Work to do |
All of the lines below are to be transcribed faithfully, with pictures excluded from the copy.

Supplied information |
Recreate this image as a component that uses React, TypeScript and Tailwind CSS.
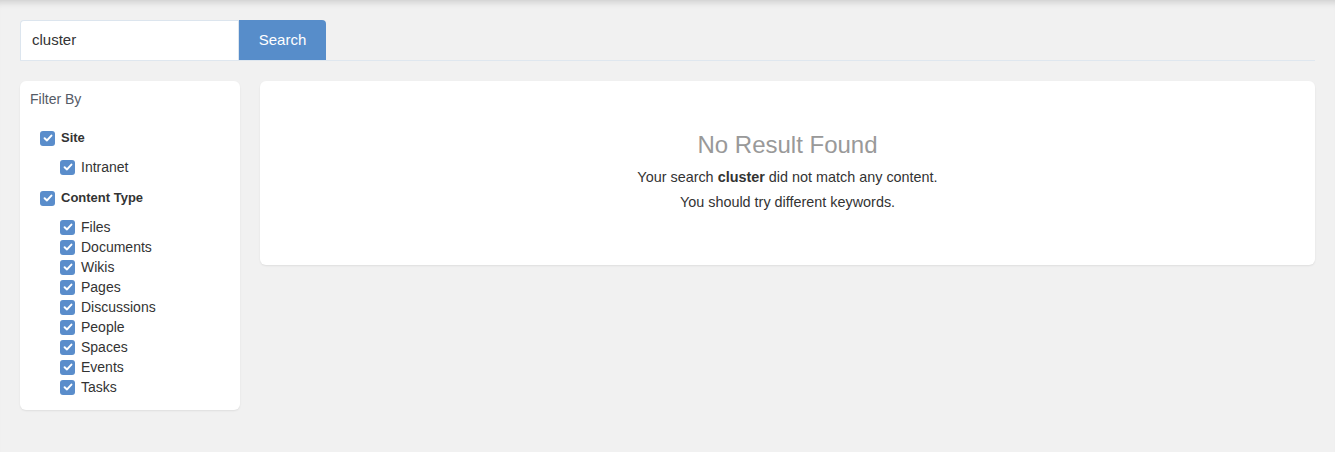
import React from "react";

const Check = () => (
  <span className="inline-flex w-[15px] h-[15px] rounded-[3px] bg-[#5a8dcb] items-center justify-center shrink-0">
    <svg width="10" height="10" viewBox="0 0 10 10">
      <path d="M1.6 5.2 L4 7.4 L8.4 2.6" stroke="white" strokeWidth="2" fill="none" strokeLinecap="round" strokeLinejoin="round" />
    </svg>
  </span>
);

const items = ["Files", "Documents", "Wikis", "Pages", "Discussions", "People", "Spaces", "Events", "Tasks"];

export default function App() {
  return (
    <div
      className="min-h-[452px] bg-[#f1f1f1] shadow-[inset_0_8px_7px_-6px_rgba(0,0,0,0.16)] px-[20px] pt-[20px]"
      style={{ fontFamily: '"Liberation Sans", Arial, sans-serif' }}
    >
      <div className="flex border-b border-[#dfe7ef]">
        <div className="w-[219px] h-[40px] bg-white border border-[#dce5ee] border-b-0 rounded-tl-[4px] flex items-center pl-[11px] text-[15px] text-[#333]">
          cluster
        </div>
        <div className="w-[87px] h-[40px] bg-[#578dca] text-white text-[15px] flex items-center justify-center rounded-tr-[4px]">
          Search
        </div>
      </div>
      <div className="flex gap-[20px] mt-[20px] items-start">
        <div className="w-[220px] bg-white rounded-[6px] shadow-[0_1px_2px_rgba(0,0,0,0.08)] pt-[9px] pb-[13px] px-[10px]">
          <div className="text-[14px] leading-[18px] text-[#555b66]">Filter By</div>
          <div className="mt-[20px] pl-[10px]">
            <div className="flex items-center gap-[6px] h-[20px] text-[13px] font-bold text-[#333]">
              <Check />
              <span>Site</span>
            </div>
            <div className="flex items-center gap-[6px] h-[20px] mt-[9px] pl-[20px] text-[14px] text-[#333]">
              <Check />
              <span>Intranet</span>
            </div>
            <div className="flex items-center gap-[6px] h-[20px] mt-[11px] text-[13px] font-bold text-[#333]">
              <Check />
              <span>Content Type</span>
            </div>
            <div className="mt-[9px]">
              {items.map((t) => (
                <div key={t} className="flex items-center gap-[6px] h-[20px] pl-[20px] text-[14px] text-[#333]">
                  <Check />
                  <span>{t}</span>
                </div>
              ))}
            </div>
          </div>
        </div>
        <div className="flex-1 bg-white rounded-[6px] shadow-[0_1px_2px_rgba(0,0,0,0.08)] pt-[49px] pb-[53px] flex flex-col items-center text-[#333]">
          <div className="text-[24px] leading-[30px] text-[#999]">No Result Found</div>
          <div className="text-[14.4px] leading-[20px] mt-[7px]">
            Your search <b>cluster</b> did not match any content.
          </div>
          <div className="text-[14.4px] leading-[20px] mt-[5px]">You should try different keywords.</div>
        </div>
      </div>
    </div>
  );
}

Written reply |
Recreate this image as a component that uses React, TypeScript and Tailwind CSS.
import React from "react";

const Check = () => (
  <span className="inline-flex w-[15px] h-[15px] rounded-[3px] bg-[#5a8dcb] items-center justify-center shrink-0">
    <svg width="10" height="10" viewBox="0 0 10 10">
      <path d="M1.6 5.2 L4 7.4 L8.4 2.6" stroke="white" strokeWidth="2" fill="none" strokeLinecap="round" strokeLinejoin="round" />
    </svg>
  </span>
);

const items = ["Files", "Documents", "Wikis", "Pages", "Discussions", "People", "Spaces", "Events", "Tasks"];

export default function App() {
  return (
    <div
      className="min-h-[452px] bg-[#f1f1f1] shadow-[inset_0_8px_7px_-6px_rgba(0,0,0,0.16)] px-[20px] pt-[20px]"
      style={{ fontFamily: '"Liberation Sans", Arial, sans-serif' }}
    >
      <div className="flex border-b border-[#dfe7ef]">
        <div className="w-[219px] h-[40px] bg-white border border-[#dce5ee] border-b-0 rounded-tl-[4px] flex items-center pl-[11px] text-[15px] text-[#333]">
          cluster
        </div>
        <div className="w-[87px] h-[40px] bg-[#578dca] text-white text-[15px] flex items-center justify-center rounded-tr-[4px]">
          Search
        </div>
      </div>
      <div className="flex gap-[20px] mt-[20px] items-start">
        <div className="w-[220px] bg-white rounded-[6px] shadow-[0_1px_2px_rgba(0,0,0,0.08)] pt-[9px] pb-[13px] px-[10px]">
          <div className="text-[14px] leading-[18px] text-[#555b66]">Filter By</div>
          <div className="mt-[20px] pl-[10px]">
            <div className="flex items-center gap-[6px] h-[20px] text-[13px] font-bold text-[#333]">
              <Check />
              <span>Site</span>
            </div>
            <div className="flex items-center gap-[6px] h-[20px] mt-[9px] pl-[20px] text-[14px] text-[#333]">
              <Check />
              <span>Intranet</span>
            </div>
            <div className="flex items-center gap-[6px] h-[20px] mt-[11px] text-[13px] font-bold text-[#333]">
              <Check />
              <span>Content Type</span>
            </div>
            <div className="mt-[9px]">
              {items.map((t) => (
                <div key={t} className="flex items-center gap-[6px] h-[20px] pl-[20px] text-[14px] text-[#333]">
                  <Check />
                  <span>{t}</span>
                </div>
              ))}
            </div>
          </div>
        </div>
        <div className="flex-1 bg-white rounded-[6px] shadow-[0_1px_2px_rgba(0,0,0,0.08)] pt-[49px] pb-[53px] flex flex-col items-center text-[#333]">
          <div className="text-[24px] leading-[30px] text-[#999]">No Result Found</div>
          <div className="text-[14.4px] leading-[20px] mt-[7px]">
            Your search <b>cluster</b> did not match any content.
          </div>
          <div className="text-[14.4px] leading-[20px] mt-[5px]">You should try different keywords.</div>
        </div>
      </div>
    </div>
  );
}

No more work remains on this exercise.